** start of Material **
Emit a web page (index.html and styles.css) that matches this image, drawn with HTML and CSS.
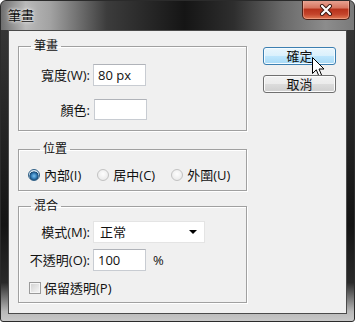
FILE: index.html
```html
<!DOCTYPE html>
<html lang="zh-Hant">
<head>
    <meta charset="UTF-8">
    <title>筆畫</title>
    <link rel="stylesheet" href="styles.css">
</head>
<body>
    <div class="window">
        <div class="titlebar">
            <span class="title">筆畫</span>
            <div class="close-btn">
                <svg width="14" height="12" viewBox="0 0 14 12">
                    <path d="M3 2 L11 10 M11 2 L3 10" stroke="#3a1810" stroke-width="4" stroke-linecap="round"/>
                    <path d="M3 2 L11 10 M11 2 L3 10" stroke="#fff" stroke-width="2.2" stroke-linecap="round"/>
                </svg>
            </div>
        </div>

        <div class="frame">
            <div class="client">
                <div class="groups">
                    <fieldset class="group group-stroke">
                        <legend>筆畫</legend>
                        <div class="form-grid">
                            <label class="lbl">寬度(W):</label>
                            <span class="field">80 px</span>
                            <label class="lbl">顏色:</label>
                            <span class="field color-field"></span>
                        </div>
                    </fieldset>

                    <fieldset class="group group-pos">
                        <legend>位置</legend>
                        <div class="radios">
                            <span class="radio-item"><span class="radio checked"></span>內部(I)</span>
                            <span class="radio-item"><span class="radio"></span>居中(C)</span>
                            <span class="radio-item"><span class="radio"></span>外圍(U)</span>
                        </div>
                    </fieldset>

                    <fieldset class="group group-blend">
                        <legend>混合</legend>
                        <div class="form-grid blend-grid">
                            <label class="lbl">模式(M):</label>
                            <span class="select">正常<span class="arrow"></span></span>
                            <label class="lbl">不透明(O):</label>
                            <span class="with-unit"><span class="field">100</span><span class="unit">%</span></span>
                        </div>
                        <div class="check-row">
                            <span class="checkbox"></span>保留透明(P)
                        </div>
                    </fieldset>
                </div>

                <div class="buttons">
                    <div class="btn btn-hover">確定
                        <svg class="cursor" width="14" height="21" viewBox="0 0 14 21">
                            <path d="M0.5 0.5 L0.5 16.5 L4.3 12.8 L7 19.3 L9.6 18.2 L7 12 L12 12 Z" fill="#fff" stroke="#000" stroke-width="1" stroke-linejoin="round"/>
                        </svg>
                    </div>
                    <div class="btn">取消</div>
                </div>
            </div>
        </div>
    </div>
</body>
</html>
```

FILE: styles.css
```css
body {
    margin: 0;
    padding: 0;
    background-color: #fff;
    font-family: "Open Sans", "Noto Sans CJK TC", sans-serif;
    font-size: 13px;
    color: #111;
}

.window {
    width: 355px;
    height: 322px;
    box-sizing: border-box;
    border: 1px solid #2b2b2b;
    border-radius: 6px 6px 3px 3px;
    display: flex;
    flex-direction: column;
    overflow: hidden;
    background: linear-gradient(to bottom, #3a3a3a 0%, #141414 70%, #2a2a2a 88%, #b8b8b8 97%, #c8c8c8 100%);
}

.titlebar {
    height: 29px;
    flex-shrink: 0;
    display: flex;
    justify-content: space-between;
    align-items: flex-start;
    background: linear-gradient(to right, #6e6e6e 0%, #b9b9b9 7%, #a2a2a2 14%, #3c3c3c 30%, #151515 52%, #2e2e2e 66%, #6a6a6a 80%, #8c8c8c 92%, #7a7a7a 100%);
}

.title {
    margin: 6px 0 0 7px;
    font-size: 13px;
    line-height: 16px;
    text-shadow: 0 0 6px #e0e0e0, 0 0 3px #fff;
}

.close-btn {
    width: 46px;
    height: 19px;
    margin: -1px 4px 0 0;
    border: 1px solid #4b1f17;
    border-top: none;
    border-radius: 0 0 5px 5px;
    box-shadow: inset 0 0 0 1px rgba(255, 200, 180, 0.45);
    background: linear-gradient(to bottom, #e9a898 0%, #d77762 40%, #b8331c 50%, #c4442b 75%, #e07a55 100%);
    display: flex;
    align-items: center;
    justify-content: center;
}

.frame {
    flex: 1;
    padding: 0 7px 7px;
}

.client {
    height: 100%;
    box-sizing: border-box;
    background-color: #f0f0f0;
    border: 1px solid #4a4a4a;
    display: flex;
    gap: 16px;
    padding: 8px 0 0 9px;
}

.groups {
    width: 229px;
    display: flex;
    flex-direction: column;
}

.group {
    box-sizing: border-box;
    width: 229px;
    margin: 0;
    padding: 0;
    border: 1px solid #a0a0a0;
    box-shadow: inset 1px 1px #fff, 1px 1px #fff;
}

.group legend {
    margin-left: 12px;
    padding: 0 3px;
    line-height: 14px;
    font-size: 12px;
}

.group-stroke {
    padding: 11px 0 10px;
}

.group-pos {
    margin-top: 11px;
    padding: 11px 0 7px 9px;
}

.group-blend {
    margin-top: 8px;
    padding: 8px 0 6px;
}

.form-grid {
    display: grid;
    grid-template-columns: 71px auto;
    column-gap: 3px;
    row-gap: 13px;
    align-items: center;
    justify-items: start;
}

.blend-grid {
    row-gap: 6px;
}

.lbl {
    justify-self: end;
    line-height: 16px;
    white-space: nowrap;
}

.field {
    box-sizing: border-box;
    width: 53px;
    height: 22px;
    background-color: #fff;
    border: 1px solid #c8ccd2;
    border-top-color: #b0b3b9;
    padding: 0 4px;
    line-height: 20px;
}

.color-field {
    height: 21px;
    margin-left: 1px;
}

.with-unit {
    display: flex;
    align-items: center;
    gap: 7px;
}

.select {
    box-sizing: border-box;
    width: 112px;
    height: 22px;
    background-color: #fff;
    border: 1px solid #e4e4e4;
    padding: 0 6px;
    line-height: 20px;
    display: flex;
    justify-content: space-between;
    align-items: center;
}

.arrow {
    width: 0;
    height: 0;
    border-left: 4px solid transparent;
    border-right: 4px solid transparent;
    border-top: 4px solid #000;
    margin-right: 1px;
}

.radios {
    display: flex;
    gap: 16px;
    line-height: 16px;
}

.radio-item {
    display: flex;
    align-items: center;
    gap: 4px;
}

.radio {
    box-sizing: border-box;
    width: 12px;
    height: 12px;
    border-radius: 50%;
    border: 1px solid #c2c2c2;
    background: radial-gradient(circle at 50% 40%, #fdfdfd 0%, #ececec 70%, #dcdcdc 100%);
}

.radio.checked {
    border-color: #2f5f86;
    background: radial-gradient(circle at 50% 60%, #7ec1ea 0%, #3a86c2 30%, #174a74 55%, #d6e6f2 62%, #f4f8fb 100%);
}

.check-row {
    display: flex;
    align-items: center;
    gap: 3px;
    margin: 9px 0 0 10px;
    line-height: 16px;
}

.checkbox {
    box-sizing: border-box;
    width: 12px;
    height: 12px;
    border: 1px solid #9a9a9a;
    box-shadow: inset 0 0 0 1px #f6f6f6;
    background: linear-gradient(135deg, #cfcfcf 0%, #e8e8e8 60%, #f7f7f7 100%);
}

.buttons {
    width: 73px;
    padding-top: 8px;
    display: flex;
    flex-direction: column;
    gap: 10px;
}

.btn {
    position: relative;
    box-sizing: border-box;
    height: 18px;
    border: 1px solid #707070;
    border-radius: 3px;
    box-shadow: inset 0 0 0 1px #fbfbfb;
    background: linear-gradient(to bottom, #f2f2f2 0%, #ebebeb 50%, #dcdcdc 51%, #cfcfcf 100%);
    text-align: center;
    line-height: 16px;
}

.btn-hover {
    border-color: #3c7fb1;
    box-shadow: inset 0 0 0 1px #f4fbff;
    background: linear-gradient(to bottom, #eaf6fd 0%, #d9f0fc 50%, #bee6fd 51%, #a7d9f5 100%);
}

.cursor {
    position: absolute;
    left: 48px;
    top: 9px;
}
```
** end of Material **
What you need to do — Give the data above again in full and unchanged, skipping the pictures.

Response for this exercise —
Emit a web page (index.html and styles.css) that matches this image, drawn with HTML and CSS.
FILE: index.html
```html
<!DOCTYPE html>
<html lang="zh-Hant">
<head>
    <meta charset="UTF-8">
    <title>筆畫</title>
    <link rel="stylesheet" href="styles.css">
</head>
<body>
    <div class="window">
        <div class="titlebar">
            <span class="title">筆畫</span>
            <div class="close-btn">
                <svg width="14" height="12" viewBox="0 0 14 12">
                    <path d="M3 2 L11 10 M11 2 L3 10" stroke="#3a1810" stroke-width="4" stroke-linecap="round"/>
                    <path d="M3 2 L11 10 M11 2 L3 10" stroke="#fff" stroke-width="2.2" stroke-linecap="round"/>
                </svg>
            </div>
        </div>

        <div class="frame">
            <div class="client">
                <div class="groups">
                    <fieldset class="group group-stroke">
                        <legend>筆畫</legend>
                        <div class="form-grid">
                            <label class="lbl">寬度(W):</label>
                            <span class="field">80 px</span>
                            <label class="lbl">顏色:</label>
                            <span class="field color-field"></span>
                        </div>
                    </fieldset>

                    <fieldset class="group group-pos">
                        <legend>位置</legend>
                        <div class="radios">
                            <span class="radio-item"><span class="radio checked"></span>內部(I)</span>
                            <span class="radio-item"><span class="radio"></span>居中(C)</span>
                            <span class="radio-item"><span class="radio"></span>外圍(U)</span>
                        </div>
                    </fieldset>

                    <fieldset class="group group-blend">
                        <legend>混合</legend>
                        <div class="form-grid blend-grid">
                            <label class="lbl">模式(M):</label>
                            <span class="select">正常<span class="arrow"></span></span>
                            <label class="lbl">不透明(O):</label>
                            <span class="with-unit"><span class="field">100</span><span class="unit">%</span></span>
                        </div>
                        <div class="check-row">
                            <span class="checkbox"></span>保留透明(P)
                        </div>
                    </fieldset>
                </div>

                <div class="buttons">
                    <div class="btn btn-hover">確定
                        <svg class="cursor" width="14" height="21" viewBox="0 0 14 21">
                            <path d="M0.5 0.5 L0.5 16.5 L4.3 12.8 L7 19.3 L9.6 18.2 L7 12 L12 12 Z" fill="#fff" stroke="#000" stroke-width="1" stroke-linejoin="round"/>
                        </svg>
                    </div>
                    <div class="btn">取消</div>
                </div>
            </div>
        </div>
    </div>
</body>
</html>
```

FILE: styles.css
```css
body {
    margin: 0;
    padding: 0;
    background-color: #fff;
    font-family: "Open Sans", "Noto Sans CJK TC", sans-serif;
    font-size: 13px;
    color: #111;
}

.window {
    width: 355px;
    height: 322px;
    box-sizing: border-box;
    border: 1px solid #2b2b2b;
    border-radius: 6px 6px 3px 3px;
    display: flex;
    flex-direction: column;
    overflow: hidden;
    background: linear-gradient(to bottom, #3a3a3a 0%, #141414 70%, #2a2a2a 88%, #b8b8b8 97%, #c8c8c8 100%);
}

.titlebar {
    height: 29px;
    flex-shrink: 0;
    display: flex;
    justify-content: space-between;
    align-items: flex-start;
    background: linear-gradient(to right, #6e6e6e 0%, #b9b9b9 7%, #a2a2a2 14%, #3c3c3c 30%, #151515 52%, #2e2e2e 66%, #6a6a6a 80%, #8c8c8c 92%, #7a7a7a 100%);
}

.title {
    margin: 6px 0 0 7px;
    font-size: 13px;
    line-height: 16px;
    text-shadow: 0 0 6px #e0e0e0, 0 0 3px #fff;
}

.close-btn {
    width: 46px;
    height: 19px;
    margin: -1px 4px 0 0;
    border: 1px solid #4b1f17;
    border-top: none;
    border-radius: 0 0 5px 5px;
    box-shadow: inset 0 0 0 1px rgba(255, 200, 180, 0.45);
    background: linear-gradient(to bottom, #e9a898 0%, #d77762 40%, #b8331c 50%, #c4442b 75%, #e07a55 100%);
    display: flex;
    align-items: center;
    justify-content: center;
}

.frame {
    flex: 1;
    padding: 0 7px 7px;
}

.client {
    height: 100%;
    box-sizing: border-box;
    background-color: #f0f0f0;
    border: 1px solid #4a4a4a;
    display: flex;
    gap: 16px;
    padding: 8px 0 0 9px;
}

.groups {
    width: 229px;
    display: flex;
    flex-direction: column;
}

.group {
    box-sizing: border-box;
    width: 229px;
    margin: 0;
    padding: 0;
    border: 1px solid #a0a0a0;
    box-shadow: inset 1px 1px #fff, 1px 1px #fff;
}

.group legend {
    margin-left: 12px;
    padding: 0 3px;
    line-height: 14px;
    font-size: 12px;
}

.group-stroke {
    padding: 11px 0 10px;
}

.group-pos {
    margin-top: 11px;
    padding: 11px 0 7px 9px;
}

.group-blend {
    margin-top: 8px;
    padding: 8px 0 6px;
}

.form-grid {
    display: grid;
    grid-template-columns: 71px auto;
    column-gap: 3px;
    row-gap: 13px;
    align-items: center;
    justify-items: start;
}

.blend-grid {
    row-gap: 6px;
}

.lbl {
    justify-self: end;
    line-height: 16px;
    white-space: nowrap;
}

.field {
    box-sizing: border-box;
    width: 53px;
    height: 22px;
    background-color: #fff;
    border: 1px solid #c8ccd2;
    border-top-color: #b0b3b9;
    padding: 0 4px;
    line-height: 20px;
}

.color-field {
    height: 21px;
    margin-left: 1px;
}

.with-unit {
    display: flex;
    align-items: center;
    gap: 7px;
}

.select {
    box-sizing: border-box;
    width: 112px;
    height: 22px;
    background-color: #fff;
    border: 1px solid #e4e4e4;
    padding: 0 6px;
    line-height: 20px;
    display: flex;
    justify-content: space-between;
    align-items: center;
}

.arrow {
    width: 0;
    height: 0;
    border-left: 4px solid transparent;
    border-right: 4px solid transparent;
    border-top: 4px solid #000;
    margin-right: 1px;
}

.radios {
    display: flex;
    gap: 16px;
    line-height: 16px;
}

.radio-item {
    display: flex;
    align-items: center;
    gap: 4px;
}

.radio {
    box-sizing: border-box;
    width: 12px;
    height: 12px;
    border-radius: 50%;
    border: 1px solid #c2c2c2;
    background: radial-gradient(circle at 50% 40%, #fdfdfd 0%, #ececec 70%, #dcdcdc 100%);
}

.radio.checked {
    border-color: #2f5f86;
    background: radial-gradient(circle at 50% 60%, #7ec1ea 0%, #3a86c2 30%, #174a74 55%, #d6e6f2 62%, #f4f8fb 100%);
}

.check-row {
    display: flex;
    align-items: center;
    gap: 3px;
    margin: 9px 0 0 10px;
    line-height: 16px;
}

.checkbox {
    box-sizing: border-box;
    width: 12px;
    height: 12px;
    border: 1px solid #9a9a9a;
    box-shadow: inset 0 0 0 1px #f6f6f6;
    background: linear-gradient(135deg, #cfcfcf 0%, #e8e8e8 60%, #f7f7f7 100%);
}

.buttons {
    width: 73px;
    padding-top: 8px;
    display: flex;
    flex-direction: column;
    gap: 10px;
}

.btn {
    position: relative;
    box-sizing: border-box;
    height: 18px;
    border: 1px solid #707070;
    border-radius: 3px;
    box-shadow: inset 0 0 0 1px #fbfbfb;
    background: linear-gradient(to bottom, #f2f2f2 0%, #ebebeb 50%, #dcdcdc 51%, #cfcfcf 100%);
    text-align: center;
    line-height: 16px;
}

.btn-hover {
    border-color: #3c7fb1;
    box-shadow: inset 0 0 0 1px #f4fbff;
    background: linear-gradient(to bottom, #eaf6fd 0%, #d9f0fc 50%, #bee6fd 51%, #a7d9f5 100%);
}

.cursor {
    position: absolute;
    left: 48px;
    top: 9px;
}
```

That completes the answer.